While there is no age limit on how long a RRIF can be maintained, RRIF payments are designed to continue for the remainder of your life. Your minimum withdrawal amount is calculated by multiplying the market value of your RRIF on January 1st of the year by a prescribed rate based on your (or your spouse’s) age. Prescribed withdrawal rates change annually and can be found on the CRA website.
The first payment must be withdrawn by the end of the calendar year following the year in which you set up your RRIF. For example, if you set up the RRIF in 2020, you must begin withdrawing income in 2021. As with an RRSP, a RRIF must be collapsed upon death of the accountholder and its full value is included on the deceased’s terminal return and subject to tax. If however, the beneficiary of your RRIF is your spouse or a financially dependant child, then the full value of the proceeds will be paid to the beneficiary on a tax deferred basis.

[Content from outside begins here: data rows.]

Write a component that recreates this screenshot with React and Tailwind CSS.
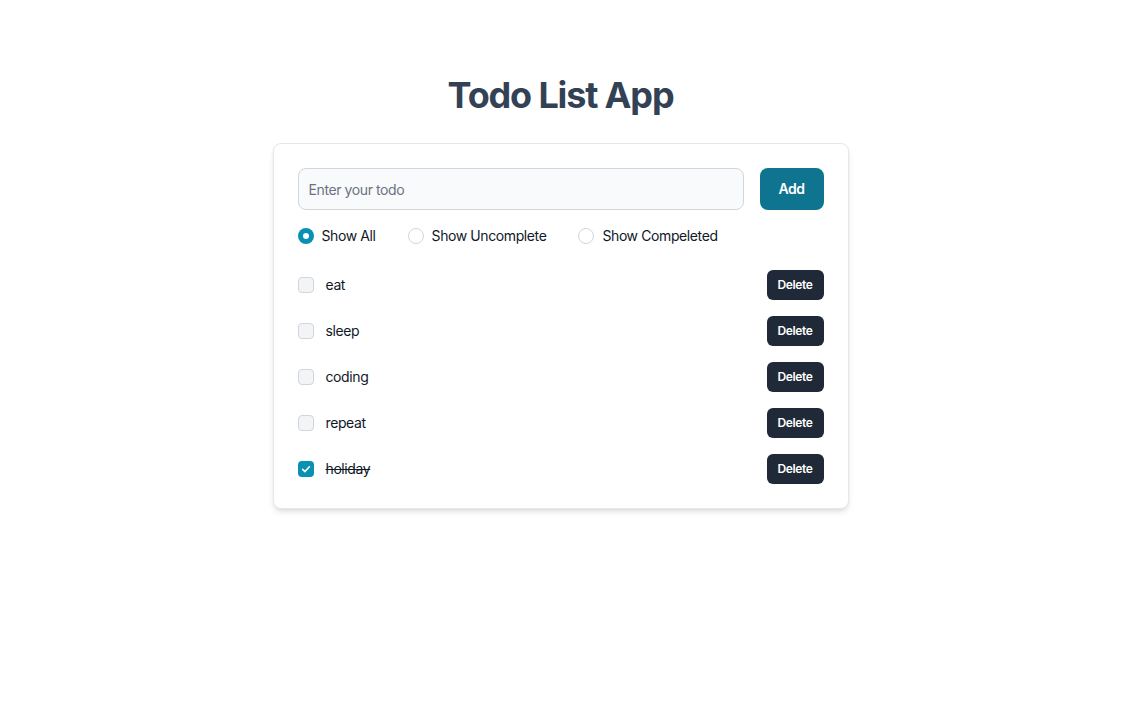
import React, { useState } from "react";

const initialTodos = [
  { id: 1, text: "eat", done: false },
  { id: 2, text: "sleep", done: false },
  { id: 3, text: "coding", done: false },
  { id: 4, text: "repeat", done: false },
  { id: 5, text: "holiday", done: true },
];

const filters = [
  { value: "all", label: "Show All" },
  { value: "uncomplete", label: "Show Uncomplete" },
  { value: "completed", label: "Show Compeleted" },
];

export default function App() {
  const [todos, setTodos] = useState(initialTodos);
  const [text, setText] = useState("");
  const [filter, setFilter] = useState("all");

  const addTodo = () => {
    if (!text.trim()) return;
    setTodos([...todos, { id: Date.now(), text: text.trim(), done: false }]);
    setText("");
  };

  const toggle = (id) =>
    setTodos(todos.map((t) => (t.id === id ? { ...t, done: !t.done } : t)));

  const remove = (id) => setTodos(todos.filter((t) => t.id !== id));

  const shown = todos.filter((t) =>
    filter === "all" ? true : filter === "completed" ? t.done : !t.done
  );

  return (
    <div
      className="min-h-screen bg-white flex flex-col items-center pt-[75px] pr-2 tracking-tight"
      style={{ fontFamily: "Inter, 'Open Sans', sans-serif" }}
    >
      <h1 className="text-4xl font-bold tracking-[-0.032em] text-[#334155] mb-7">Todo List App</h1>

      <div className="w-[576px] bg-white border border-gray-200 rounded-lg shadow-md p-6">
        {/* Input row */}
        <div className="flex gap-4">
          <input
            type="text"
            placeholder="Enter your todo"
            value={text}
            onChange={(e) => setText(e.target.value)}
            className="flex-1 h-[42px] px-2.5 text-sm bg-gray-50 border border-gray-300 rounded-lg text-gray-900 placeholder:text-gray-500 outline-none"
          />
          <button
            onClick={addTodo}
            className="w-16 h-[42px] bg-[#0e7490] text-white text-sm font-semibold rounded-lg"
          >
            Add
          </button>
        </div>

        {/* Filters */}
        <div className="flex items-center gap-8 mt-4 h-5">
          {filters.map((f) => (
            <label key={f.value} className="flex items-center gap-2 cursor-pointer">
              <span
                className={
                  filter === f.value
                    ? "w-4 h-4 rounded-full bg-[#0891b2] flex items-center justify-center"
                    : "w-4 h-4 rounded-full border border-gray-300 bg-white"
                }
                onClick={() => setFilter(f.value)}
              >
                {filter === f.value && <span className="w-1.5 h-1.5 rounded-full bg-white" />}
              </span>
              <span className="text-sm text-gray-900" onClick={() => setFilter(f.value)}>
                {f.label}
              </span>
            </label>
          ))}
        </div>

        {/* Todos */}
        <ul className="mt-6 flex flex-col gap-4">
          {shown.map((t) => (
            <li key={t.id} className="flex items-center justify-between h-[30px]">
              <div className="flex items-center gap-3">
                <span
                  onClick={() => toggle(t.id)}
                  className={
                    t.done
                      ? "w-4 h-4 rounded bg-[#0891b2] flex items-center justify-center cursor-pointer"
                      : "w-4 h-4 rounded border border-gray-300 bg-gray-100 cursor-pointer"
                  }
                >
                  {t.done && (
                    <svg viewBox="0 0 16 16" className="w-3 h-3" fill="none">
                      <path
                        d="M3.5 8.5l3 3 6-6.5"
                        stroke="white"
                        strokeWidth="2"
                        strokeLinecap="round"
                        strokeLinejoin="round"
                      />
                    </svg>
                  )}
                </span>
                <span className={t.done ? "text-sm text-gray-900 line-through" : "text-sm text-gray-900"}>
                  {t.text}
                </span>
              </div>
              <button
                onClick={() => remove(t.id)}
                className="w-[57px] h-[30px] bg-[#1f2937] text-white text-xs font-semibold rounded-md"
              >
                Delete
              </button>
            </li>
          ))}
        </ul>
      </div>
    </div>
  );
}
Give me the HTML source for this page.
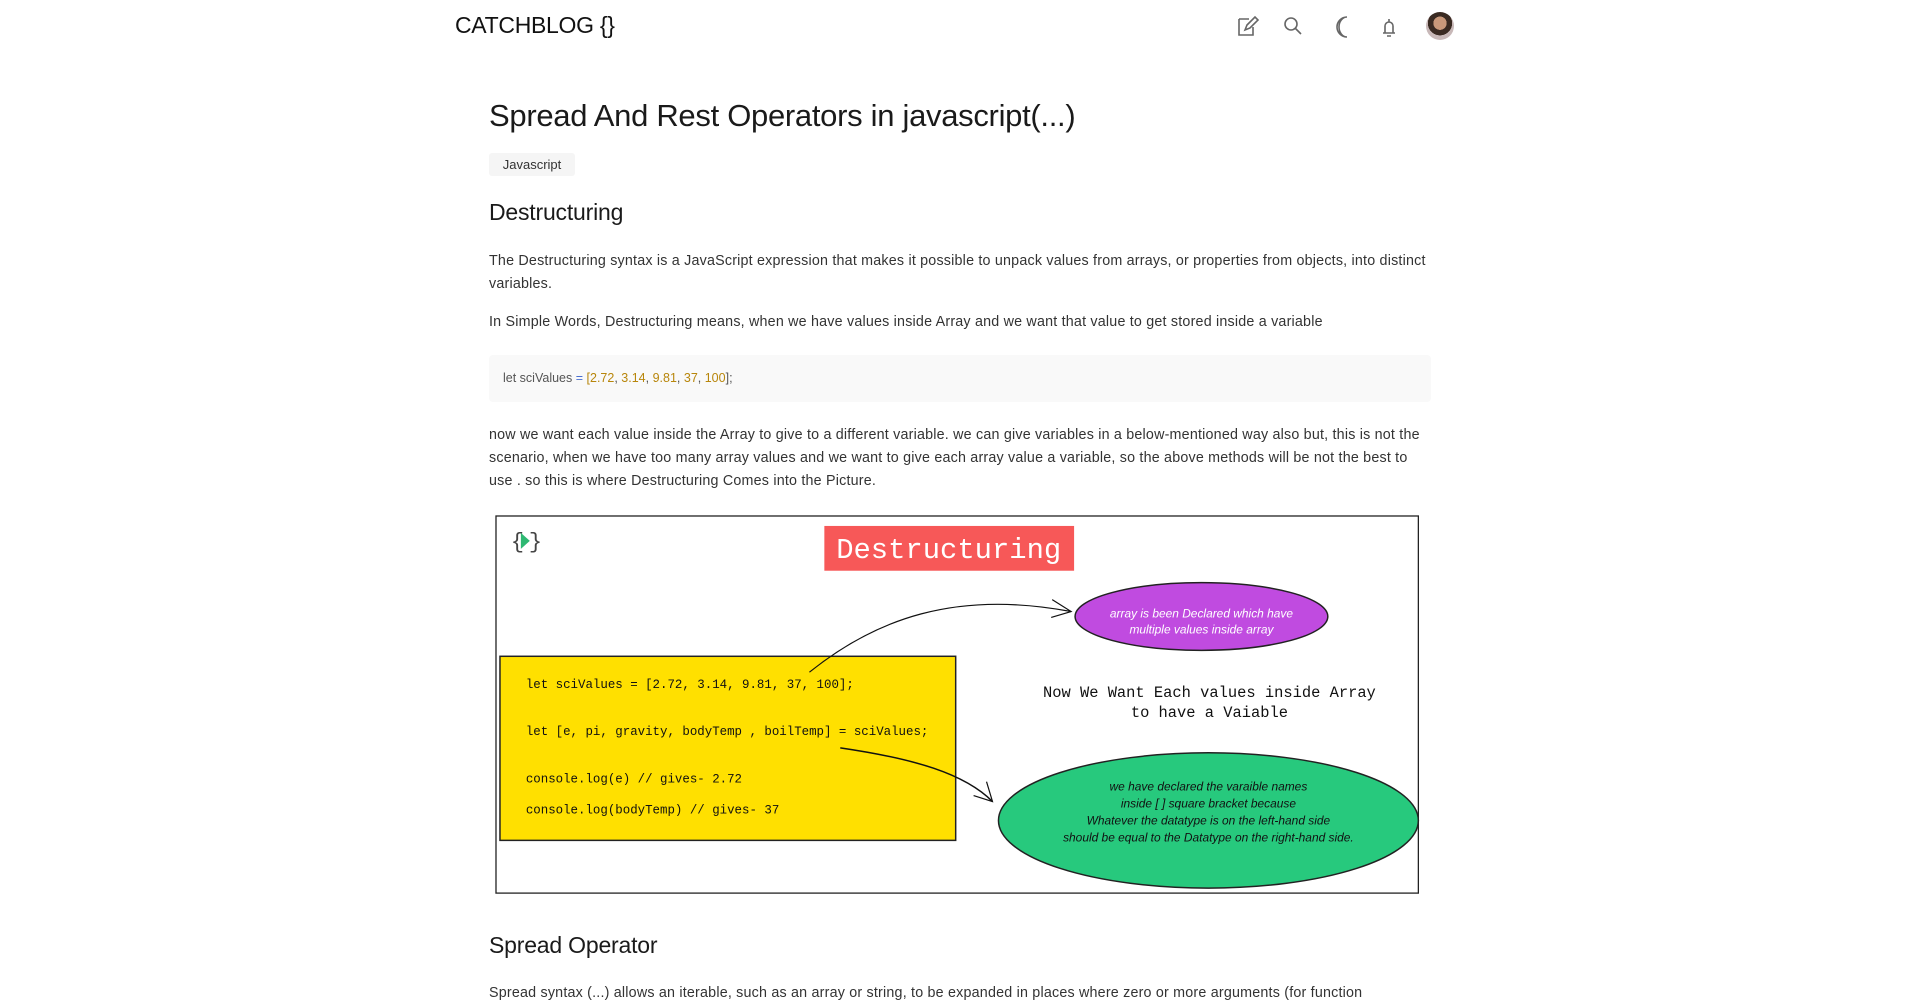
<!DOCTYPE html>
<html><head><meta charset="utf-8"><style>
*{margin:0;padding:0;box-sizing:border-box}
body{width:1910px;height:1002px;overflow:hidden;background:#fff;font-family:"Liberation Sans",sans-serif;color:#222;position:relative}
.abs{position:absolute}
.logo{left:455px;top:12px;font-size:23px;font-weight:500;letter-spacing:-0.3px;color:#111}
h1{position:absolute;left:489px;top:98px;font-size:31px;font-weight:500;color:#1a1a1a;letter-spacing:-0.3px}
.tag{left:489px;top:153px;width:86px;height:23px;background:#f5f5f5;border-radius:3px;font-size:13px;line-height:23px;text-align:center;color:#333}
h2{position:absolute;left:489px;font-size:23px;font-weight:500;color:#1a1a1a;letter-spacing:-0.2px}
p{position:absolute;left:489px;width:942px;font-size:14.3px;line-height:23px;color:#333;letter-spacing:0.2px}
.code{left:489px;top:355px;width:942px;height:47px;background:#f9f9f9;border-radius:4px;font-size:12.5px;line-height:47px;padding-left:14px;color:#555}
.n{color:#b8860b}.o{color:#4a6fd0}
</style></head><body>
<div class="abs logo">CATCHBLOG {}</div>
<svg class="abs" style="left:1233px;top:13px" width="220" height="28" viewBox="0 0 220 28" fill="none" stroke="#666" stroke-width="1.6">
<path d="M6 6h10M6 6v16h14v-8" /><path d="M12 17l2-5 8-8 3 3-8 8z"/>
<circle cx="58" cy="11" r="6"/><path d="M62 15l6 6"/>
<path d="M114 4a10 10 0 1 0 0 20a8 10 0 0 1 0-20z"/>
<path d="M150 20h12M152 20v-7a4 4 0 0 1 8 0v7M156 6v3M154 23h4"/>
</svg>
<div class="abs" style="left:1426px;top:12px;width:28px;height:28px;border-radius:50%;background:radial-gradient(circle at 50% 40%,#c9987a 0 30%,#3a2a22 31% 55%,#c8b8b8 56%)"></div>
<h1>Spread And Rest Operators in javascript(...)</h1>
<div class="abs tag">Javascript</div>
<h2 style="top:199px">Destructuring</h2>
<p style="top:250px">The Destructuring syntax is a JavaScript expression that makes it possible to unpack values from arrays, or properties from objects, into distinct variables.</p>
<p style="top:311px">In Simple Words, Destructuring means, when we have values inside Array and we want that value to get stored inside a variable</p>
<div class="abs code">let sciValues <span class="o">=</span> <span class="n">[2.72</span>, <span class="n">3.14</span>, <span class="n">9.81</span>, <span class="n">37</span>, <span class="n">100</span>];</div>
<p style="top:424px">now we want each value inside the Array to give to a different variable. we can give variables in a below-mentioned way also but, this is not the scenario, when we have too many array values and we want to give each array value a variable, so the above methods will be not the best to use . so this is where Destructuring Comes into the Picture.</p>
<svg class="abs" style="left:495px;top:515px" width="929" height="381" viewBox="498 515 929 381">
<g transform="translate(498 515) scale(0.995) translate(-498 -515)">
<rect x="499" y="516" width="927" height="379" fill="#fff" stroke="#222" stroke-width="1.3"/>
<text x="514" y="548" font-family="Liberation Mono,monospace" font-size="22" fill="#444">{</text><path d="M524 533l9 8-9 8z" fill="#2eb872"/><text x="532" y="548" font-family="Liberation Mono,monospace" font-size="22" fill="#444">}</text>
<rect x="829" y="526" width="251" height="45" fill="#f75858"/>
<text x="954" y="558" text-anchor="middle" font-family="Liberation Mono,monospace" font-size="29" fill="#fff">Destructuring</text>
<ellipse cx="1208" cy="617" rx="127" ry="34" fill="#c04be0" stroke="#222" stroke-width="1.5"/>
<text x="1208" y="618" text-anchor="middle" font-family="Liberation Sans,sans-serif" font-style="italic" font-size="12" fill="#fff">array is been Declared which have</text>
<text x="1208" y="634" text-anchor="middle" font-family="Liberation Sans,sans-serif" font-style="italic" font-size="12" fill="#fff">multiple values inside array</text>
<rect x="503" y="657" width="458" height="185" fill="#ffe000" stroke="#222" stroke-width="1.5"/>
<g font-family="Liberation Mono,monospace" font-size="12.5" fill="#111">
<text x="529" y="689">let sciValues = [2.72, 3.14, 9.81, 37, 100];</text>
<text x="529" y="736">let [e, pi, gravity, bodyTemp , boilTemp] = sciValues;</text>
<text x="529" y="784">console.log(e) // gives- 2.72</text>
<text x="529" y="815">console.log(bodyTemp) // gives- 37</text>
<text x="1216" y="698" text-anchor="middle" font-size="15.5">Now We Want Each values inside Array</text>
<text x="1216" y="718" text-anchor="middle" font-size="15.5">to have a Vaiable</text>
</g>
<ellipse cx="1215" cy="822" rx="211" ry="68" fill="#27c97d" stroke="#222" stroke-width="1.5"/>
<g font-family="Liberation Sans,sans-serif" font-style="italic" font-size="12" fill="#111" text-anchor="middle">
<text x="1215" y="792">we have declared the varaible names</text>
<text x="1215" y="809">inside [ ] square bracket because</text>
<text x="1215" y="826">Whatever the datatype is on the left-hand side</text>
<text x="1215" y="843">should be equal to the Datatype on the right-hand side.</text>
</g>
<path d="M814 673C880 620 960 590 1077 612" fill="none" stroke="#111" stroke-width="1.2"/>
<path d="M1058 600l19 12-20 6" fill="none" stroke="#111" stroke-width="1.2"/>
<path d="M845 749C920 760 970 775 998 803" fill="none" stroke="#111" stroke-width="1.5"/>
<path d="M992 783l6 20-19-6" fill="none" stroke="#111" stroke-width="1.2"/>
</g>
</svg>
<h2 style="top:932px">Spread Operator</h2>
<p style="top:982px">Spread syntax (...) allows an iterable, such as an array or string, to be expanded in places where zero or more arguments (for function</p>
</body></html>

What Are Life Income Funds (LIFs) and How Do They Work?
If you previously worked for a company with an employer pension plan, though your employment or plan membership ended, you still remain eligible to receive those pension funds. Thanks to provincial pension legislation, these funds are ‘locked-in’ in what is referred to as a Locked in Retirement Account (LIRA) and would be unavailable to you in cash until retirement age (as specified in applicable pension legislation).
Keep in mind that you can’t make withdrawals from your LIRA account; instead, monies must be transferred from the LIRA to a LIF account on the maturity date of the plan in order for you to make a withdrawal. Once the transfer is complete, you may begin to draw income by the end of the calendar year in which you turn 71. Like RRIFs, LIF payments constitute income and will be taxed at your then applicable marginal tax rate.
Good to remember that a LIF follows the RRIF minimum withdrawal rules but is also subject to annual withdrawals amounts. The maximum withdrawal amount per year is designed to ensure that an adequate amount of money remains in the LIF to last you until you reach the age of 89. If you withdraw the maximum payment each year (wow, you sure are having fun in your retirement!), there is very little left in funds by the time you turn 89. However, when you turn 90, you may withdraw any remaining funds in the LIF plan (as would remain if the minimum payment were to be drawn each year).
It’s important to prepare for retirement because given the choice between a fun-filled retirement versus the stress of the unknown, the choice is clear. Being prepared and knowing the ins and outs of RRIF and LIF withdrawals can put your mind at ease, help you with your retirement preparations and make your retirement easy breezy.